A travessia submersa entre Santos e Guarujá será a primeira do tipo no Brasil e a maior da América Latina. O edital e a fiscalização da obra ficarão a cargo do governo estadual, enquanto os custos, estimados em R$ 5,13 bilhões, serão divididos entre os governos federal e paulista. A concessionária responsável aportará ainda R$ 830 mil e assumirá a manutenção do túnel.

O leilão está previsto para 1º de agosto e dará prioridade à empresa que oferecer o maior desconto sobre a contrapartida anual estimada em R$ 270 milhões. O vencedor da licitação operará o túnel por 30 anos e poderá cobrar pedágio de veículos leves e pesados. A tarifa inicial deve ser de pelo menos R$ 6,15.

Com 1,5 km de extensão total e 870 metros submersos, o túnel ligará os bairros de Macuco (Santos) e Vicente de Carvalho (Guarujá). O projeto inclui três faixas por sentido, sendo uma adaptável para Veículo Leve sobre Trilhos (VLT), além de passagem gratuita para pedestres e ciclistas.

Atualmente, o deslocamento entre as duas cidades leva cerca de uma hora fora dos horários de pico, exigindo percorrer 45 km pela BR-101 ou utilizar a Rodovia Cônego Domênico Rangoni, com travessia de balsa. O fluxo médio das balsas é de 14 mil veículos diários, chegando a 30 mil em picos. O governo estima que o túnel reduzirá o tempo de trajeto para cerca de dois minutos.
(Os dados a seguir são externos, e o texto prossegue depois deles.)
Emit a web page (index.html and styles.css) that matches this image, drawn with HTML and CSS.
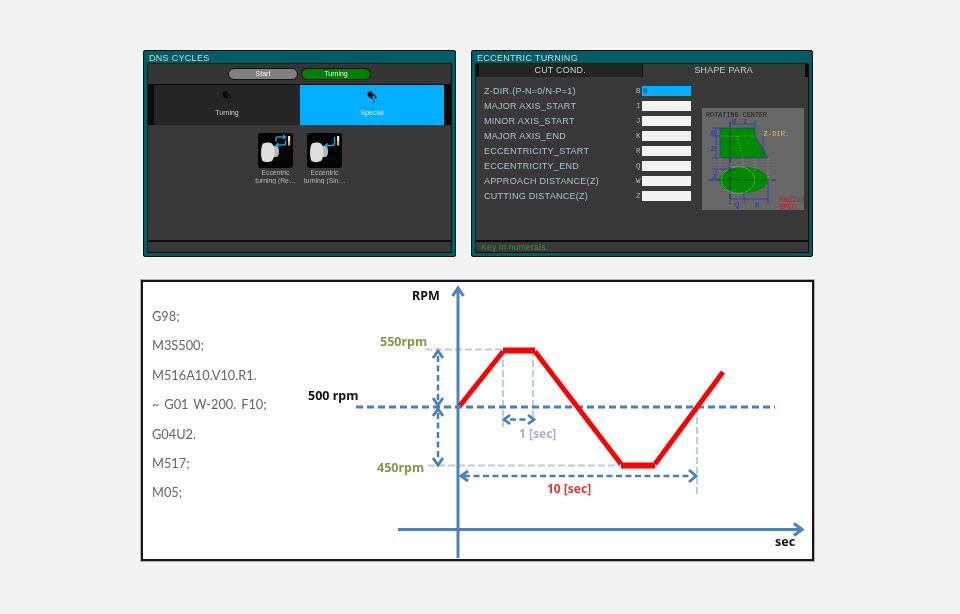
FILE: index.html
```html
<!DOCTYPE html>
<html lang="en">
<head>
<meta charset="utf-8">
<title>Eccentric turning</title>
<link rel="stylesheet" href="styles.css">
</head>
<body>
<div class="top">
  <section class="panel panel-left">
    <h2 class="title">DNS CYCLES</h2>
    <div class="screen">
      <div class="toolbar">
        <span class="pill pill-gray">Start</span>
        <span class="pill pill-green">Turning</span>
      </div>
      <div class="tabs">
        <div class="tab tab-dark">
          <svg class="print" viewBox="0 0 10 13"><path class="print-ink" d="M.5 2.500C1.500 0 4.500-.3 5.500 1.500 6.300 3 5 4.500 6 6.500 6.500 7.800 4.800 8 3.500 7.200 1.500 6 .1 4.300.5 2.500Z"/><circle class="print-ink" cx="7.300" cy="4" r="1.100"/><circle class="print-ink" cx="8.500" cy="6.300" r="1.100"/><path class="print-line" d="M7 8.500C7.500 10 7 11.500 5.500 12.500"/></svg>
          <span>Turning</span>
        </div>
        <div class="tab tab-blue">
          <svg class="print" viewBox="0 0 10 13"><path class="print-ink" d="M.5 2.500C1.500 0 4.500-.3 5.500 1.500 6.300 3 5 4.500 6 6.500 6.500 7.800 4.800 8 3.500 7.200 1.500 6 .1 4.300.5 2.500Z"/><circle class="print-ink" cx="7.300" cy="4" r="1.100"/><circle class="print-ink" cx="8.500" cy="6.300" r="1.100"/><path class="print-line" d="M7 8.500C7.500 10 7 11.500 5.500 12.500"/></svg>
          <span>Special</span>
        </div>
      </div>
      <div class="cycles">
        <div class="cycle">
          <svg class="cycle-icon" viewBox="0 0 35 35">
            <rect width="35" height="35" rx="3" fill="#050505"/>
            <path d="M13 13H18C20 13 21 15 21 18.500S20 24 18 24H13Z" fill="#b8b8b8"/>
            <path d="M5 10.500C8 9 12 9 14 10.500C16 13 16.500 16 16.500 19C16.500 23 15.500 26 14 28C11 29.500 7 29.500 4.500 28C2.500 24 2.500 14 5 10.500Z" fill="#dedede"/>
            <path d="M18 8.500V5.500C18 4.500 19 4 20 4H27M25 2L27.500 4L25 6" fill="none" stroke="#1d9be0" stroke-width="1.500"/>
            <path d="M27.500 7.500V10.500C27.500 11.500 26.500 12 25.500 12H18M20.500 10L18 12L20.500 14" fill="none" stroke="#1d9be0" stroke-width="1.500"/>
            <rect x="30" y="3" width="2.200" height="5" fill="#e8e8e8"/>
            <rect x="30" y="8" width="2.200" height="4.500" fill="#d8c020"/>
          </svg>
          <span class="cycle-name">Eccentric<br>turning (Re…</span>
        </div>
        <div class="cycle">
          <svg class="cycle-icon" viewBox="0 0 35 35">
            <rect width="35" height="35" rx="3" fill="#050505"/>
            <path d="M13 13H18C20 13 21 15 21 18.500S20 24 18 24H13Z" fill="#b8b8b8"/>
            <path d="M5 10.500C8 9 12 9 14 10.500C16 13 16.500 16 16.500 19C16.500 23 15.500 26 14 28C11 29.500 7 29.500 4.500 28C2.500 24 2.500 14 5 10.500Z" fill="#dedede"/>
            <path d="M27.500 4V10C27.500 12 26.500 12.500 25 12.500H18M20.500 10.500L18 12.500L20.500 14.500" fill="none" stroke="#1d9be0" stroke-width="1.500"/>
            <rect x="30" y="3" width="2.200" height="5" fill="#e8e8e8"/>
            <rect x="30" y="8" width="2.200" height="4.500" fill="#d8c020"/>
          </svg>
          <span class="cycle-name">Eccentric<br>turning (Sin…</span>
        </div>
      </div>
      <div class="status"></div>
    </div>
  </section>

  <section class="panel panel-right">
    <h2 class="title">ECCENTRIC TURNING</h2>
    <div class="screen">
      <div class="para-tabs">
        <div class="para-tab para-tab-off">CUT COND.</div>
        <div class="para-tab para-tab-on">SHAPE PARA</div>
      </div>
      <div class="form">
        <div class="fields">
          <span class="label">Z-DIR.(P-N=0/N-P=1)</span><span class="key">B</span><span class="field field-active">0</span>
          <span class="label">MAJOR AXIS_START</span><span class="key">I</span><span class="field"></span>
          <span class="label">MINOR AXIS_START</span><span class="key">J</span><span class="field"></span>
          <span class="label">MAJOR AXIS_END</span><span class="key">K</span><span class="field"></span>
          <span class="label">ECCENTRICITY_START</span><span class="key">R</span><span class="field"></span>
          <span class="label">ECCENTRICITY_END</span><span class="key">Q</span><span class="field"></span>
          <span class="label">APPROACH DISTANCE(Z)</span><span class="key">W</span><span class="field"></span>
          <span class="label">CUTTING DISTANCE(Z)</span><span class="key">Z</span><span class="field"></span>
        </div>
        <svg class="shape" viewBox="702 108 102 102">
          <rect x="702" y="108" width="102" height="102" fill="#676767"/>
          <text class="s-text s-dark" x="706" y="117">ROTATING CENTER</text>
          <path d="M720 128H755V135.500L768 158H720Z" fill="#008a00" stroke="#2030c0" stroke-width=".6"/>
          <ellipse cx="743.500" cy="180" rx="24.500" ry="13" fill="#008a00"/>
          <ellipse cx="738" cy="180" rx="17" ry="13.500" fill="none" stroke="#6fb56f" stroke-width=".7"/>
          <path d="M720 136H755" stroke="#8fae8f" stroke-width=".6" stroke-dasharray="1.500 1.500"/>
          <path d="M720 158V172M755 158V172M768 158V178M737 136L743 158V168" stroke="#a8a8a8" stroke-width=".6" stroke-dasharray="1.500 1.500" fill="none"/>
          <path d="M730 122V204" stroke="#111" stroke-width=".8" stroke-dasharray="5 1.500 1 1.500"/>
          <path d="M708 180H777" stroke="#222" stroke-width=".7" stroke-dasharray="5 1.500 1 1.500"/>
          <path d="M716 128V158M712 128H720M712 136H720M712 158H720M716 170V180M712 169H737M712 180H719M730 124H755M755 120V128M730 199H768M768 182V202M744 192V202M763 136V158" stroke="#2030c0" stroke-width=".7" fill="none"/>
          <text class="s-text s-blue" x="711" y="135">N</text>
          <text class="s-text s-blue" x="711" y="151">Z</text>
          <text class="s-text s-blue" x="711.500" y="179">J</text>
          <text class="s-text s-blue" x="732" y="124">R</text>
          <text class="s-text s-blue" x="743" y="124">I</text>
          <text class="s-text s-blue" x="735" y="207">Q</text>
          <text class="s-text s-blue" x="755" y="207">K</text>
          <text class="s-text s-yellow" x="763.500" y="136">Z-DIR.</text>
          <text class="s-text s-red" x="779" y="202">RADIUS</text>
          <text class="s-text s-red" x="779" y="209">SPEC.</text>
        </svg>
      </div>
      <div class="status status-msg">Key in numerals.</div>
    </div>
  </section>
</div>

<section class="graph">
  <ul class="code">
    <li>G98;</li>
    <li>M3S500;</li>
    <li>M516A10.V10.R1.</li>
    <li>~ G01 W-200. F10;</li>
    <li>G04U2.</li>
    <li>M517;</li>
    <li>M05;</li>
  </ul>
  <svg class="chart" viewBox="300 282 512 277">
    <path class="guide" d="M425 349.500H503M428 465.500H620M503 350V427M533 350V418M697 407V494"/>
    <path class="dash" d="M356 407H775"/>
    <path class="axis" d="M458 558V288M452.500 296L458 288L463.500 296"/>
    <path class="axis axis-x" d="M398 529.500H801M794 523.500L802 529.500L794 535.500"/>
    <path class="rpm" d="M460 405.500L503 351.500"/>
    <path class="rpm rpm-flat" d="M503 350.500H535M621 465.500H655"/>
    <path class="rpm" d="M535 351.500L621 464M655 464L723 372"/>
    <path class="measure" d="M438 356V401M438 413V460M464 476H690M510 419.500H528"/>
    <path class="head" d="M433 358L438 351L443 358M433 398L438 405L443 398M433 416L438 409L443 416M433 458L438 465L443 458M468 471L461 476L468 481M689 470L696 476L689 482M510 415L504 419.500L510 424M528 415L534 419.500L528 424"/>
    <text class="lbl lbl-black" x="412" y="300">RPM</text>
    <text class="lbl lbl-green" x="380" y="346">550rpm</text>
    <text class="lbl lbl-black" x="308" y="400">500 rpm</text>
    <text class="lbl lbl-green" x="377" y="472">450rpm</text>
    <text class="lbl lbl-purple" x="519" y="438">1 [sec]</text>
    <text class="lbl lbl-red" x="547" y="493">10 [sec]</text>
    <text class="lbl lbl-black" x="775" y="546">sec</text>
  </svg>
</section>
</body>
</html>
```
FILE: styles.css
```css
* { box-sizing: border-box; }
html, body { margin: 0; height: 100%; }
body {
  background: #f3f3f3;
  padding-top: 50px;
  overflow: hidden;
  font-family: "Liberation Sans", Arial, sans-serif;
}
.top {
  display: flex;
  gap: 15px;
  margin-left: 143px;
  filter: blur(.35px);
}
.panel {
  height: 207px;
  background: #005d63;
  border: 1px solid #111;
  border-radius: 2px;
  padding: 0 3px 3px;
  display: flex;
  flex-direction: column;
}
.panel-left { width: 313px; }
.panel-right { width: 342px; }
.title {
  margin: 0;
  height: 12px;
  padding-left: 2px;
  font-size: 9px;
  font-weight: normal;
  line-height: 14px;
  letter-spacing: .3px;
  color: #c6dede;
}
.screen {
  flex: 1;
  min-height: 0;
  background: #0a0a0a;
  border: 1px solid #0a0a0a;
  display: flex;
  flex-direction: column;
}
.toolbar {
  height: 20px;
  background: #353535;
  display: flex;
  justify-content: center;
  align-items: center;
  gap: 3px;
}
.pill {
  width: 70px;
  height: 12px;
  border: 1px solid #111;
  border-radius: 6px;
  text-align: center;
  font-size: 7px;
  line-height: 10px;
  color: #eee;
}
.pill-gray { background: #808080; }
.pill-green { background: #008000; }
.tabs {
  margin-top: 1px;
  height: 40px;
  display: flex;
  padding: 0 7px 0 6px;
}
.tab {
  display: flex;
  flex-direction: column;
  align-items: center;
  padding-top: 6px;
  gap: 5px;
  font-size: 7px;
  line-height: 8px;
  color: #c9c9c9;
}
.tab-dark { background: #252525; width: 146px; }
.tab-blue { background: #00b0ff; width: 144px; color: #d8eef8; }
.print { width: 10px; height: 13px; }
.print-ink { fill: #0a0a0a; }
.print-line { fill: none; stroke: #0a0a0a; stroke-width: .8; }
.cycles {
  flex: 1;
  background: #383838;
  display: flex;
  gap: 14px;
  padding: 8px 0 0 110px;
}
.cycle {
  width: 35px;
  display: flex;
  flex-direction: column;
  align-items: center;
}
.cycle-icon { width: 35px; height: 35px; flex: none; }
.cycle-name {
  margin-top: 1px;
  flex: none;
  width: 50px;
  height: 15px;
  overflow: hidden;
  text-align: center;
  white-space: nowrap;
  font-size: 6.800px;
  line-height: 7.500px;
  color: #b9b9b9;
}
.status {
  margin-top: 2px;
  height: 10px;
  background: #383838;
  flex: none;
}
.status-msg {
  padding-left: 5px;
  font-size: 8.500px;
  line-height: 11px;
  letter-spacing: .25px;
  color: #23a035;
}
.para-tabs {
  height: 13px;
  flex: none;
  padding: 0 3px;
  display: flex;
  background: #0a0a0a;
  font-size: 8.800px;
  line-height: 13px;
  text-align: center;
  letter-spacing: .3px;
  color: #c9d2d2;
}
.para-tab-off { width: 164px; background: #242424; border-right: 1px solid #0a0a0a; }
.para-tab-on { width: 163px; background: #383838; }
.form {
  flex: 1;
  min-height: 0;
  background: #383838;
  display: flex;
  align-items: flex-start;
  padding: 9px 0 0 8px;
}
.fields {
  display: grid;
  grid-template-columns: 152px 6px 49px;
  grid-auto-rows: 15px;
  width: 207px;
}
.label {
  font-size: 9px;
  line-height: 10px;
  letter-spacing: .28px;
  color: #a6c8c6;
  white-space: nowrap;
}
.key {
  font-family: "Liberation Mono", monospace;
  font-size: 7.500px;
  line-height: 10px;
  color: #b5b5b5;
}
.field {
  height: 10px;
  background: #f2f2f2;
}
.field-active {
  background: #00b0ff;
  padding-left: 1px;
  font-family: "Liberation Mono", monospace;
  font-size: 7.500px;
  line-height: 10px;
  color: #123;
}
.shape {
  width: 102px;
  height: 102px;
  margin: 22px 0 0 11px;
  flex: none;
}
.s-text { font-family: "Liberation Mono", monospace; font-size: 7.200px; }
.s-dark { fill: #1c1c1c; font-size: 6.800px; }
.s-blue { fill: #2030c0; }
.s-yellow { fill: #d8d020; }
.s-red { fill: #c02020; }
.graph {
  width: 673px;
  height: 281px;
  margin: 23px 0 0 141px;
  background: #fff;
  border: 2px solid #161616;
  box-shadow: 0 0 0 1px #b0b0b0;
  display: flex;
  filter: blur(.25px);
}
.code {
  list-style: none;
  margin: 0;
  padding: 20px 0 0 9px;
  width: 157px;
  flex: none;
  font-family: Lato, "Open Sans", sans-serif;
  font-size: 12.800px;
  line-height: 29.400px;
  word-spacing: 1.600px;
  color: #666;
}
.chart { width: 512px; height: 277px; flex: none; }
.guide { fill: none; stroke: #b9cde5; stroke-width: 2; stroke-dasharray: 7 3; }
.dash { fill: none; stroke: #4a7ebb; stroke-width: 2.800; stroke-dasharray: 7 4; }
.axis { fill: none; stroke: #4f81bd; stroke-width: 3; }
.axis-x { stroke-width: 3.200; }
.rpm { fill: none; stroke: #ff0000; stroke-width: 5; }
.rpm-flat { stroke-width: 6; }
.measure { fill: none; stroke: #4a7ebb; stroke-width: 2.500; stroke-dasharray: 6 3.500; }
.head { fill: none; stroke: #4a7ebb; stroke-width: 2.800; }
.lbl { font-family: "Noto Sans", sans-serif; font-size: 12.500px; font-weight: 700; }
.lbl-black { fill: #111; }
.lbl-green { fill: #7f9a45; }
.lbl-purple { fill: #b7aacb; font-size: 12px; }
.lbl-red { fill: #f03030; font-size: 12px; }
```
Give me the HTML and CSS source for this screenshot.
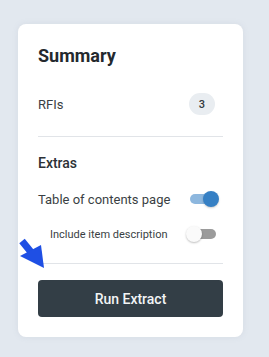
FILE: index.html
```html
<!DOCTYPE html>
<html>
<head>
<meta charset="utf-8">
<link rel="stylesheet" href="styles.css">
</head>
<body>
<div class="page">
  <div class="card">
    <h2 class="title">Summary</h2>
    <div class="row rfi-row">
      <span class="label">RFIs</span>
      <span class="badge">3</span>
    </div>
    <hr class="divider first">
    <h3 class="subtitle">Extras</h3>
    <div class="row toc-row">
      <span class="label">Table of contents page</span>
      <span class="switch on"><span class="track"></span><span class="thumb"></span></span>
    </div>
    <div class="row sub-row">
      <span class="label small">Include item description</span>
      <span class="switch off"><span class="track"></span><span class="thumb"></span></span>
    </div>
    <hr class="divider second">
    <button class="run">Run Extract</button>
  </div>
  <svg class="arrow" width="34" height="34" viewBox="0 0 34 34">
    <line x1="8" y1="5" x2="21" y2="21" stroke="#1f4fe4" stroke-width="7" stroke-linecap="butt"/>
    <polygon points="6,20 27,9 30,32" fill="#1f4fe4"/>
  </svg>
</div>
</body>
</html>
```

FILE: styles.css
```css
html, body {
  margin: 0;
  padding: 0;
  background: #e2e8ef;
  font-family: Roboto, "Noto Sans", sans-serif;
}

.page {
  position: relative;
  width: 269px;
  height: 357px;
  padding: 24px 0 0 18px;
  box-sizing: border-box;
}

.card {
  width: 225px;
  height: 313px;
  box-sizing: border-box;
  background: #ffffff;
  border-radius: 8px;
  box-shadow: 0 0 6px rgba(120, 135, 155, 0.12);
  padding: 22px 20px 20px 20px;
  display: flex;
  flex-direction: column;
}

.title {
  margin: 0;
  font-size: 18px;
  line-height: 20px;
  font-weight: 700;
  color: #24292e;
}

.row {
  display: flex;
  align-items: center;
  justify-content: space-between;
}

.rfi-row {
  margin-top: 27px;
  height: 22px;
}

.label {
  font-size: 13px;
  color: #3a3f44;
}

.label.small {
  font-size: 11px;
}

.badge {
  width: 26px;
  height: 22px;
  border-radius: 11px;
  background: #e9edf1;
  font-size: 11px;
  font-weight: 500;
  color: #33393f;
  display: flex;
  align-items: center;
  justify-content: center;
  margin-right: 8px;
}

.divider {
  border: 0;
  border-top: 1px solid #e1e4e8;
  margin: 0;
  width: 100%;
}

.divider.first {
  margin-top: 21px;
}

.subtitle {
  margin: 18px 0 0 0;
  font-size: 14px;
  line-height: 17px;
  font-weight: 500;
  color: #2c3136;
}

.toc-row {
  margin-top: 19px;
  height: 16px;
}

.sub-row {
  margin-top: 19px;
  height: 16px;
  padding-left: 12px;
}

.switch {
  position: relative;
  width: 26px;
  height: 16px;
  margin-right: 7px;
}

.track {
  position: absolute;
  left: 0;
  top: 3px;
  width: 26px;
  height: 10px;
  border-radius: 5px;
}

.thumb {
  position: absolute;
  top: 0;
  width: 16px;
  height: 16px;
  border-radius: 50%;
}

.on .track {
  background: #8db7de;
}

.on .thumb {
  right: -3px;
  background: #3680c4;
  box-shadow: 0 1px 2px rgba(0, 0, 0, 0.2);
}

.off .track {
  background: #9b9b9b;
}

.off .thumb {
  left: -4px;
  background: #fafafa;
  box-shadow: 0 1px 2px rgba(0, 0, 0, 0.25);
}

.divider.second {
  margin-top: 21px;
}

.run {
  margin-top: 16px;
  height: 37px;
  width: 100%;
  border: 0;
  border-radius: 4px;
  background: #333e46;
  color: #f2f4f5;
  font-family: Roboto, "Noto Sans", sans-serif;
  font-size: 14px;
  font-weight: 500;
}

.arrow {
  position: absolute;
  left: 14px;
  top: 236px;
}
```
O projeto faz parte do novo Programa de Aceleração do Crescimento (PAC) e exigiu meses de negociação entre Lula e Tarcísio, até que o Tribunal de Contas da União (TCU) decidisse que o governo paulista ficaria responsável pelo edital e pela fiscalização, por meio da Agência de Transporte do Estado de São Paulo (Artesp).